I’m noticing that there are ideas I expect students to extend from humans to particles (forces can act on us), and ideas I expect them to find not-extensible (desire).  These examples are the easy ones; “purpose” is harder to place clearly in one category or the other, and “cause” probably belongs in both categories but means something different in each.  I need to think more clearly about which ones are which and why, and how to help students develop their own skills for distinguishing.

I’m trying to stop assuming that when students talk about electrons’ “desires,” that they are referring to a deeper story; I also need to avoid assuming that they are not, or that they don’t want to/aren’t drawn to.
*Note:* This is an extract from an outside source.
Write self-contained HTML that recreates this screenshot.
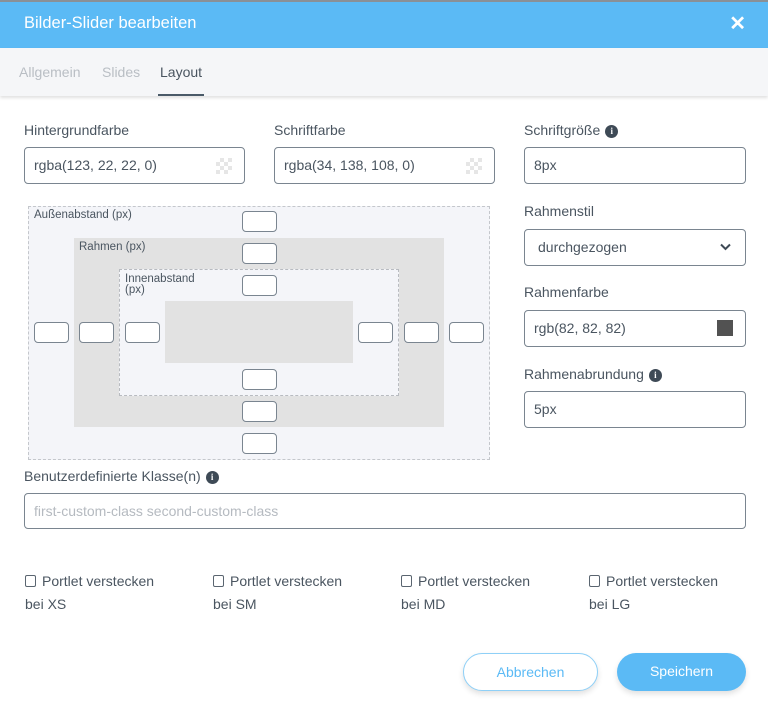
<!DOCTYPE html>
<html><head><meta charset="utf-8"><style>
*{box-sizing:border-box;margin:0;padding:0}
body{width:768px;height:713px;background:#fff;font-family:"Liberation Sans",sans-serif;color:#4a5560;position:relative;overflow:hidden}
.a{position:absolute}
.hdr{left:0;top:0;width:768px;height:48px;background:#5bbaf5;border-top:2px solid #8a9096}
.hdr span{position:absolute;left:24px;top:12px;color:#fff;font-size:16.5px}
.x{right:22px;top:11px;color:#fff;font-size:20px;font-weight:bold}
.tabs{left:0;top:48px;width:768px;height:48px;background:#f5f6f8;box-shadow:0 2px 3px rgba(0,0,0,.12)}
.tab{top:64px;font-size:14px;color:#b9bec4}
.lbl{font-size:14px;color:#4a5560}
.in{border:1px solid #7a8590;border-radius:4px;background:#fff;height:37px;font-size:14px;padding:0 9px;line-height:35px;color:#4a5560}
.i{display:inline-block;width:13px;height:13px;border-radius:50%;background:#3e4a56;color:#fff;font-size:9px;font-weight:bold;text-align:center;line-height:13px;vertical-align:1px;margin-left:5px;font-family:"Liberation Serif",serif}
.s{width:35px;height:21px;border:1px solid #7a8590;border-radius:4px;background:#fff}
.cb{font-size:14px;color:#4a5560;line-height:23px}
.cb b{display:inline-block;width:11px;height:12px;border:1.5px solid #5a6570;border-radius:2px;vertical-align:-1px;margin-right:6px}
.btn{height:38px;border-radius:19px;font-size:14px;text-align:center;line-height:36px;box-shadow:0 3px 6px rgba(0,0,0,.12)}
.chk{width:16px;height:16px;background:linear-gradient(45deg,#e6e6e6 25%,transparent 25%,transparent 75%,#e6e6e6 75%),linear-gradient(45deg,#e6e6e6 25%,transparent 25%,transparent 75%,#e6e6e6 75%);background-size:8px 8px;background-position:0 0,4px 4px}
</style></head><body>
<div class="a hdr"><span>Bilder-Slider bearbeiten</span></div>
<div class="a x">✕</div>
<div class="a tabs"></div>
<div class="a tab" style="left:19px">Allgemein</div>
<div class="a tab" style="left:102px">Slides</div>
<div class="a tab" style="left:160px;color:#4a5560">Layout</div>
<div class="a" style="left:158px;top:94px;width:46px;height:2px;background:#4a5a68"></div>

<div class="a lbl" style="left:24px;top:122px">Hintergrundfarbe</div>
<div class="a lbl" style="left:274px;top:122px">Schriftfarbe</div>
<div class="a lbl" style="left:524px;top:122px">Schriftgröße<span class="i">i</span></div>
<div class="a in" style="left:24px;top:147px;width:221px">rgba(123, 22, 22, 0)</div>
<div class="a chk" style="left:216px;top:158px"></div>
<div class="a in" style="left:274px;top:147px;width:221px">rgba(34, 138, 108, 0)</div>
<div class="a chk" style="left:466px;top:158px"></div>
<div class="a in" style="left:524px;top:147px;width:222px">8px</div>

<div class="a" style="left:28px;top:206px;width:462px;height:254px;background:#f4f5f9;border:1px dashed #c4c7cc"></div>
<div class="a" style="left:34px;top:209px;font-size:11.5px">Außenabstand (px)</div>
<div class="a" style="left:74px;top:238px;width:370px;height:189px;background:#e2e2e2"></div>
<div class="a" style="left:79px;top:241px;font-size:11.5px">Rahmen (px)</div>
<div class="a" style="left:119px;top:269px;width:280px;height:127px;background:#f4f5f9;border:1px dashed #b8bbc0"></div>
<div class="a" style="left:125px;top:274px;font-size:11.5px;line-height:11px">Innenabstand<br>(px)</div>
<div class="a" style="left:165px;top:301px;width:188px;height:62px;background:#e2e2e2"></div>
<div class="a s" style="left:242px;top:211px"></div>
<div class="a s" style="left:242px;top:243px"></div>
<div class="a s" style="left:242px;top:275px"></div>
<div class="a s" style="left:242px;top:369px"></div>
<div class="a s" style="left:242px;top:401px"></div>
<div class="a s" style="left:242px;top:433px"></div>
<div class="a s" style="left:34px;top:322px"></div>
<div class="a s" style="left:79px;top:322px"></div>
<div class="a s" style="left:125px;top:322px"></div>
<div class="a s" style="left:358px;top:322px"></div>
<div class="a s" style="left:404px;top:322px"></div>
<div class="a s" style="left:449px;top:322px"></div>

<div class="a lbl" style="left:524px;top:203px">Rahmenstil</div>
<div class="a in" style="left:524px;top:229px;width:222px;padding-left:13px">durchgezogen</div>
<svg class="a" style="left:719px;top:242px" width="13" height="10" viewBox="0 0 13 10"><path d="M2 2.5l4.5 4.5 4.5-4.5" fill="none" stroke="#3e4a56" stroke-width="2"/></svg>
<div class="a lbl" style="left:524px;top:284px">Rahmenfarbe</div>
<div class="a in" style="left:524px;top:310px;width:222px">rgb(82, 82, 82)</div>
<div class="a" style="left:717px;top:320px;width:16px;height:16px;background:#525252"></div>
<div class="a lbl" style="left:524px;top:366px">Rahmenabrundung<span class="i">i</span></div>
<div class="a in" style="left:524px;top:391px;width:222px">5px</div>

<div class="a lbl" style="left:24px;top:468px">Benutzerdefinierte Klasse(n)<span class="i">i</span></div>
<div class="a in" style="left:24px;top:493px;width:722px;height:36px;color:#b5bac0">first-custom-class second-custom-class</div>

<div class="a cb" style="left:25px;top:570px"><b></b>Portlet verstecken<br>bei XS</div>
<div class="a cb" style="left:213px;top:570px"><b></b>Portlet verstecken<br>bei SM</div>
<div class="a cb" style="left:401px;top:570px"><b></b>Portlet verstecken<br>bei MD</div>
<div class="a cb" style="left:589px;top:570px"><b></b>Portlet verstecken<br>bei LG</div>

<div class="a btn" style="left:463px;top:653px;width:135px;border:1px solid #8fd0f7;color:#5bbaf5;background:#fff">Abbrechen</div>
<div class="a btn" style="left:617px;top:653px;width:129px;background:#5bbaf5;color:#fff">Speichern</div>
</body></html>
I’m on a personal “fast” of discussing electrons’ purposes and desires, at least while I’m in earshot of my students.  It’s hard to break those habits, exactly because they are so helpful.  However, it has the useful result that all the ideas about purpose and desires that are getting thrown around in class come from the students.  The students seem more willing to question them than when the ideas come from me.  Unfortunately they are having a really hard time understanding each other’s metaphors (even though the metaphors are not particularly far-fetched, by my reckoning), and I’m having a really hard time facilitating the conversation to help them see each other’s point of view.  But that still seems better than before, when the metaphors were not getting questioned at all, and maybe not even noticed as metaphors.

2 comments

    • Interesting point — the knowledge we construct is certainly designed, perhaps well or poorly for a given purpose. The Foundation for Critical Thinking published a survey of attitudes of ed school profs that noted how easy it is to lose track of this. Just because a student constructs their own knowledge, doesn’t mean they construct it well; prejudice is just as constructed as fairmindedness.

      So the idea of “designing knowledge” is an interesting one — especially if it can help us (or even just me!) distinguish between cause, role, and purpose. Thanks for the suggestion — I’ve added it to my summer reading list.